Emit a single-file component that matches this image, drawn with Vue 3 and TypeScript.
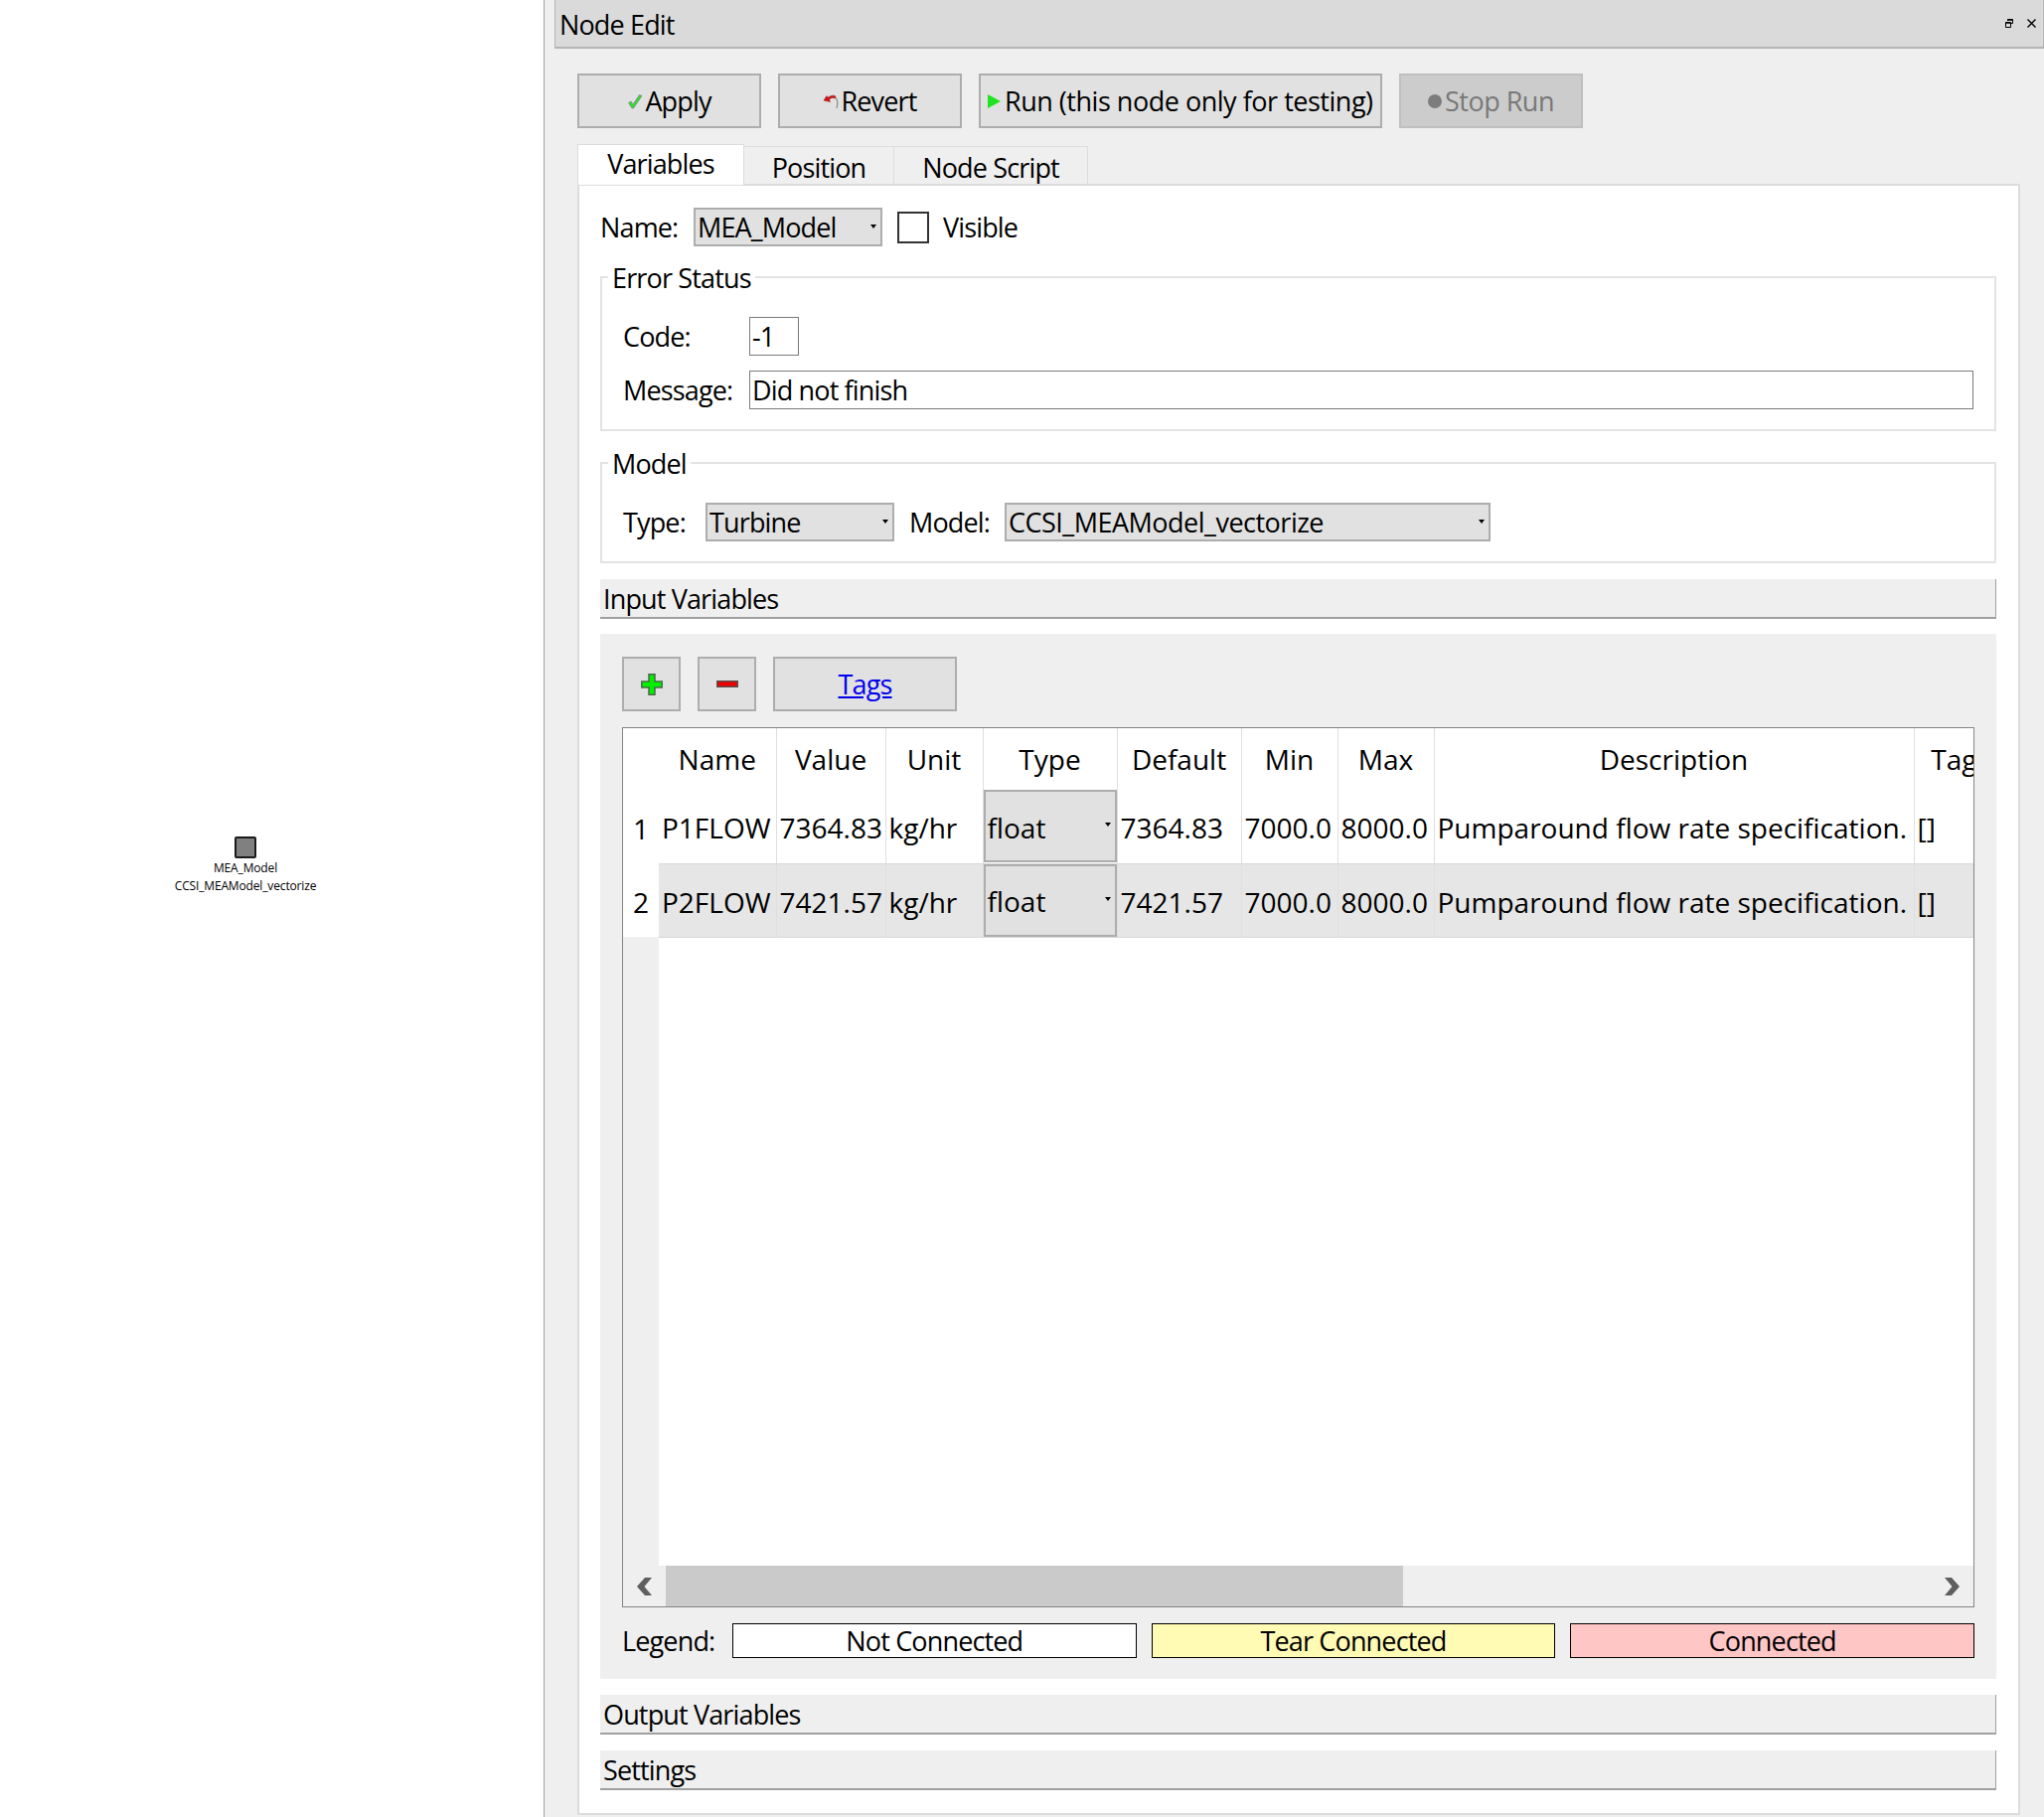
<script setup lang="ts">
interface Row {
  id: number
  name: string
  value: string
  unit: string
  type: string
  def: string
  min: string
  max: string
  desc: string
  tags: string
}

const columns = ['Name', 'Value', 'Unit', 'Type', 'Default', 'Min', 'Max', 'Description', 'Tags']

const rows: Row[] = [
  { id: 1, name: 'P1FLOW', value: '7364.83', unit: 'kg/hr', type: 'float', def: '7364.83', min: '7000.0', max: '8000.0', desc: 'Pumparound flow rate specification.', tags: '[]' },
  { id: 2, name: 'P2FLOW', value: '7421.57', unit: 'kg/hr', type: 'float', def: '7421.57', min: '7000.0', max: '8000.0', desc: 'Pumparound flow rate specification.', tags: '[]' }
]
</script>

<template>
  <div class="app">
    <div class="canvas">
      <div class="node">
        <div class="node-box" />
        <div class="node-label">MEA_Model</div>
        <div class="node-label">CCSI_MEAModel_vectorize</div>
      </div>
    </div>

    <div class="dock">
      <div class="dock-title">
        <span>Node Edit</span>
        <div class="dock-controls">
          <svg width="8" height="9" viewBox="0 0 8 9">
            <path d="M2.500 2V.5h5v4H6M.5 3.500h5v5h-5z" fill="none" stroke="#000" />
            <path d="M2.500 1h5M.5 4h5" fill="none" stroke="#000" stroke-width="1.500" />
          </svg>
          <svg width="9" height="9" viewBox="0 0 9 9">
            <path d="M.5.5l8 8M8.500.5l-8 8" fill="none" stroke="#000" stroke-width="1.400" />
          </svg>
        </div>
      </div>

      <div class="dock-body">
        <div class="actions">
          <button class="btn">
            <svg width="16" height="16" viewBox="0 0 16 16">
              <path d="M1.500 9.500L4 8l2 3L12.500 1.500 15 2.500 6.500 15H5z" fill="#2fdc2f" stroke="#8a8a8a" stroke-width=".8" />
            </svg>
            Apply
          </button>
          <button class="btn">
            <svg width="16" height="16" viewBox="0 0 16 16">
              <path d="M14 15c1.500-5 1-10-2-11" fill="none" stroke="#8a8a8a" stroke-width="1.200" />
              <path d="M1 7l3-4.500 1 1.800C8 2 11 1.500 13 3L12 5C10 4 8 4.500 6.500 6.500l1 2z" fill="#d01414" stroke="#8a1010" stroke-width=".5" />
            </svg>
            Revert
          </button>
          <button class="btn btn-run">
            <svg width="13" height="14" viewBox="0 0 13 14">
              <path d="M0 0l13 7L0 14z" fill="#1fe41f" />
            </svg>
            Run (this node only for testing)
          </button>
          <button class="btn btn-disabled">
            <span class="stop-dot" />
            Stop Run
          </button>
        </div>

        <div class="tabs">
          <div class="tab tab-active">Variables</div>
          <div class="tab tab-position">Position</div>
          <div class="tab tab-script">Node Script</div>
        </div>

        <div class="pane">
          <div class="name-row">
            <label class="name-label">Name:</label>
            <div class="combo name-combo">MEA_Model<i class="arrow" /></div>
            <span class="check" />
            <label>Visible</label>
          </div>

          <fieldset class="group error-group">
            <legend>Error Status</legend>
            <div class="form-row">
              <label class="form-label">Code:</label>
              <div class="field code-field">-1</div>
            </div>
            <div class="form-row">
              <label class="form-label">Message:</label>
              <div class="field message-field">Did not finish</div>
            </div>
          </fieldset>

          <fieldset class="group model-group">
            <legend>Model</legend>
            <div class="form-row">
              <label class="type-label">Type:</label>
              <div class="combo type-combo">Turbine<i class="arrow" /></div>
              <label class="model-label">Model:</label>
              <div class="combo model-combo">CCSI_MEAModel_vectorize<i class="arrow" /></div>
            </div>
          </fieldset>

          <div class="section-bar input-bar">Input Variables</div>

          <div class="input-panel">
            <div class="toolbar">
              <button class="btn btn-icon">
                <svg width="22" height="22" viewBox="0 0 22 22">
                  <path d="M8 .8h6v7.200h7.200v6H14v7.200H8V14H.8V8H8z" fill="#00f000" stroke="#4a6a4a" stroke-width="1.500" />
                </svg>
              </button>
              <button class="btn btn-icon">
                <svg width="22" height="7" viewBox="0 0 22 7">
                  <path d="M.8.8h20.400v5.400H.8z" fill="#f00000" stroke="#5a4a4a" stroke-width="1.500" />
                </svg>
              </button>
              <button class="btn btn-tags"><a class="tags-link">Tags</a></button>
            </div>

            <div class="grid">
              <table class="grid-table">
                <colgroup>
                  <col class="c-head"><col class="c-name"><col class="c-value"><col class="c-unit"><col class="c-type">
                  <col class="c-def"><col class="c-min"><col class="c-max"><col class="c-desc"><col class="c-tags">
                </colgroup>
                <thead>
                  <tr>
                    <th class="row-head" />
                    <th v-for="c in columns" :key="c">{{ c }}</th>
                  </tr>
                </thead>
                <tbody>
                  <tr v-for="r in rows" :key="r.id" :class="{ alt: r.id % 2 === 0 }">
                    <th class="row-head">{{ r.id }}</th>
                    <td>{{ r.name }}</td>
                    <td>{{ r.value }}</td>
                    <td>{{ r.unit }}</td>
                    <td class="type-cell"><div class="combo cell-combo">{{ r.type }}<i class="arrow" /></div></td>
                    <td>{{ r.def }}</td>
                    <td>{{ r.min }}</td>
                    <td>{{ r.max }}</td>
                    <td>{{ r.desc }}</td>
                    <td>{{ r.tags }}</td>
                  </tr>
                  <tr class="filler">
                    <th class="row-head" />
                    <td colspan="9" />
                  </tr>
                </tbody>
              </table>
              <div class="scrollbar">
                <div class="scroll-btn">
                  <svg width="17" height="18" viewBox="0 0 17 18"><path d="M9 0h7L8.500 9l7.500 9H9L1 9z" fill="#5f5f5f" /></svg>
                </div>
                <div class="scroll-thumb" />
                <div class="scroll-track" />
                <div class="scroll-btn">
                  <svg width="17" height="18" viewBox="0 0 17 18"><path d="M8 0H1l7.500 9L1 18h7l8-9z" fill="#5f5f5f" /></svg>
                </div>
              </div>
            </div>

            <div class="legend-row">
              <label>Legend:</label>
              <div class="legend-box not-connected">Not Connected</div>
              <div class="legend-box tear">Tear Connected</div>
              <div class="legend-box connected">Connected</div>
            </div>
          </div>

          <div class="section-bar output-bar">Output Variables</div>
          <div class="section-bar settings-bar">Settings</div>
        </div>
      </div>
    </div>
  </div>
</template>

<style>
html, body {
  margin: 0;
  background: #fff;
}
</style>

<style scoped>
.app {
  display: flex;
  width: 2057px;
  height: 1829px;
  overflow: hidden;
  font-family: "Open Sans", "Liberation Sans", sans-serif;
  font-size: 27px;
  letter-spacing: -0.85px;
  color: #000;
}

.canvas {
  width: 547px;
  flex: none;
  position: relative;
  background: #fff;
  border-right: 1px solid #a0a0a0;
  box-sizing: content-box;
}

.node {
  position: absolute;
  left: 147px;
  top: 842px;
  width: 200px;
  display: flex;
  flex-direction: column;
  align-items: center;
}

.node-box {
  width: 18px;
  height: 18px;
  background: #808080;
  border: 2px solid #1a1a1a;
  border-radius: 2px;
  margin-bottom: 1px;
}

.node-label {
  font-size: 12px;
  line-height: 18px;
  letter-spacing: -0.15px;
  white-space: nowrap;
}

.dock {
  flex: 1;
  display: flex;
  flex-direction: column;
  background: #efefef;
  padding-left: 10px;
  min-width: 0;
}

.dock-title {
  height: 47px;
  box-sizing: content-box;
  display: flex;
  align-items: center;
  justify-content: space-between;
  background: #dadada;
  border-bottom: 2px solid #b4b4b4;
  border-left: 1px solid #b4b4b4;
  border-right: 1px solid #b4b4b4;
  padding-left: 4px;
  flex: none;
}

.dock-title span {
  padding-top: 2px;
}

.dock-controls {
  display: flex;
  align-items: center;
  gap: 14px;
  padding-right: 7px;
}

.dock-body {
  flex: 1;
  display: flex;
  flex-direction: column;
  padding: 25px 24px 2px 23px;
}

.actions {
  display: flex;
  gap: 17px;
}

.btn {
  height: 55px;
  width: 185px;
  box-sizing: border-box;
  display: flex;
  align-items: center;
  justify-content: center;
  gap: 2px;
  padding: 0;
  background: #e1e1e1;
  border: 2px solid #adadad;
  font: inherit;
  letter-spacing: inherit;
  color: #000;
}

.btn-run {
  width: 406px;
  justify-content: flex-start;
  padding-left: 7px;
  gap: 4px;
  letter-spacing: -0.48px;
}

.btn-disabled {
  background: #cccccc;
  border-color: #bfbfbf;
  color: #787878;
  letter-spacing: -0.5px;
  gap: 3px;
}

.stop-dot {
  width: 14px;
  height: 14px;
  border-radius: 50%;
  background: #7d7d7d;
}

.tabs {
  display: flex;
  align-items: flex-end;
  margin-top: 16px;
  height: 40px;
  flex: none;
}

.tab {
  height: 38px;
  box-sizing: border-box;
  display: flex;
  align-items: center;
  justify-content: center;
  padding-top: 3px;
  background: #efefef;
  border: 1px solid #dcdcdc;
  border-left: none;
  border-bottom: none;
}

.tab-position {
  width: 151px;
}

.tab-script {
  width: 195px;
}

.tab-active {
  height: 41px;
  margin-bottom: -1px;
  width: 168px;
  padding: 0 0 4px;
  background: #fff;
  border-left: 1px solid #dcdcdc;
  position: relative;
  z-index: 1;
}

.pane {
  flex: 1;
  background: #fff;
  border: 2px solid #dcdcdc;
  padding: 22px 22px 0 21px;
  display: flex;
  flex-direction: column;
}

.name-row {
  display: flex;
  align-items: center;
  height: 39px;
  flex: none;
}

.name-label {
  width: 94px;
}

.combo {
  position: relative;
  box-sizing: border-box;
  height: 39px;
  display: flex;
  align-items: center;
  padding-left: 2px;
  background: #e1e1e1;
  border: 2px solid #adadad;
}

.arrow {
  position: absolute;
  right: 4px;
  top: 15px;
  width: 0;
  height: 0;
  border-left: 3px solid transparent;
  border-right: 3px solid transparent;
  border-top: 4px solid #000;
}

.name-combo {
  width: 190px;
}

.check {
  width: 32px;
  height: 32px;
  box-sizing: border-box;
  background: #fff;
  border: 2px solid #333;
  margin: 0 14px 0 15px;
}

.group {
  margin: 0;
  padding: 0 0 0 21px;
  border: 2px solid #e3e3e3;
  min-width: 0;
  flex: none;
  box-sizing: border-box;
}

.group legend {
  padding: 0 4px;
  margin-left: -15px;
  line-height: 36px;
  height: 36px;
  position: relative;
  top: 1px;
}

.error-group {
  margin-top: 13px;
  height: 173px;
}

.model-group {
  margin-top: 14px;
  height: 119px;
}

.form-row {
  display: flex;
  align-items: center;
  height: 39px;
  margin-top: 15px;
}

.error-group .form-row:first-of-type,
.model-group .form-row {
  margin-top: 22px;
}

.form-label {
  width: 127px;
  flex: none;
}

.field {
  box-sizing: border-box;
  height: 39px;
  display: flex;
  align-items: center;
  padding-left: 2px;
  background: #fff;
}

.code-field {
  width: 50px;
  border: 1px solid #7a7a7a;
}

.message-field {
  width: 1232px;
  border: 1.5px solid #7a7a7a;
}

.type-label {
  width: 83px;
  flex: none;
}

.type-combo {
  width: 190px;
}

.model-label {
  margin-left: 15px;
  width: 96px;
}

.model-combo {
  width: 489px;
  letter-spacing: -0.5px;
}

.section-bar {
  box-sizing: border-box;
  height: 40px;
  flex: none;
  display: flex;
  align-items: center;
  padding-left: 3px;
  background: #efefef;
  border-right: 1px solid #a0a0a0;
  border-bottom: 2px solid #a0a0a0;
}

.input-bar {
  margin-top: 16px;
}

.output-bar {
  margin-top: 16px;
}

.settings-bar {
  margin-top: 16px;
}

.input-panel {
  margin-top: 15px;
  flex: none;
  height: 1052px;
  box-sizing: border-box;
  padding: 23px 22px 0;
  background: #efefef;
  display: flex;
  flex-direction: column;
}

.toolbar {
  display: flex;
  gap: 17px;
  flex: none;
}

.btn-icon {
  width: 59px;
}

.btn-tags {
  width: 185px;
}

.tags-link {
  color: #0000ee;
  text-decoration: underline;
}

.grid {
  margin-top: 16px;
  height: 886px;
  box-sizing: border-box;
  flex: none;
  background: #fff;
  border: 1.5px solid #858585;
  display: flex;
  flex-direction: column;
  overflow: hidden;
}

.grid-table {
  table-layout: fixed;
  width: 1393px;
  flex: none;
  border-collapse: collapse;
  border-spacing: 0;
  font-size: 28px;
  letter-spacing: 0;
}

.c-head { width: 36px; }
.c-name { width: 118px; }
.c-value { width: 110px; }
.c-unit { width: 98px; }
.c-type { width: 135px; }
.c-def { width: 125px; }
.c-min { width: 97px; }
.c-max { width: 97px; }
.c-desc { width: 483px; }
.c-tags { width: 94px; }

.grid-table th,
.grid-table td {
  padding: 0;
  font-weight: 400;
  white-space: nowrap;
  overflow: hidden;
  border-right: 1px solid #dfdfdf;
}

.grid-table thead th {
  height: 62px;
  text-align: center;
  box-sizing: border-box;
}

.grid-table tbody td {
  height: 74px;
  padding: 3px 0 0 3px;
  box-sizing: border-box;
  border-bottom: 1px solid #d8d8d8;
}

.grid-table tbody .row-head {
  padding-top: 3px;
}

.grid-table .row-head {
  border-right: none;
  text-align: center;
  background: #fff;
}

.alt td {
  background: #e6e6e6;
}

.grid-table .type-cell {
  padding: 0;
  vertical-align: middle;
}

.cell-combo {
  height: 73px;
  padding-top: 2px;
}

.cell-combo .arrow {
  top: 31px;
}

.filler td,
.filler .row-head {
  height: 630px !important;
  border: none !important;
}

.grid-table .filler .row-head {
  background: #efefef;
}

.grid-table .filler td {
  background: #fff;
}

.scrollbar {
  display: flex;
  height: 41px;
  flex: none;
  margin-top: auto;
  background: #efefef;
}

.scroll-btn {
  width: 43px;
  flex: none;
  display: flex;
  align-items: center;
  justify-content: center;
}

.scroll-thumb {
  width: 742px;
  flex: none;
  background: #cacaca;
}

.scroll-track {
  flex: 1;
}

.legend-row {
  display: flex;
  align-items: center;
  margin-top: 15px;
  flex: none;
}

.legend-row label {
  width: 111px;
  flex: none;
}

.legend-box {
  box-sizing: border-box;
  height: 35px;
  width: 407px;
  display: flex;
  align-items: center;
  justify-content: center;
  border: 1.5px solid #000;
  margin-right: 15px;
}

.not-connected {
  background: #fff;
}

.tear {
  background: #fffab4;
}

.connected {
  background: #ffc6c6;
  margin-right: 0;
}
</style>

○ ○ ○ ○ ○

* _WHAT THE EXERCISE ASKS_
Only the number should be given: how many lines of the data contain the word "this"?

* _FINISHED TASK_
2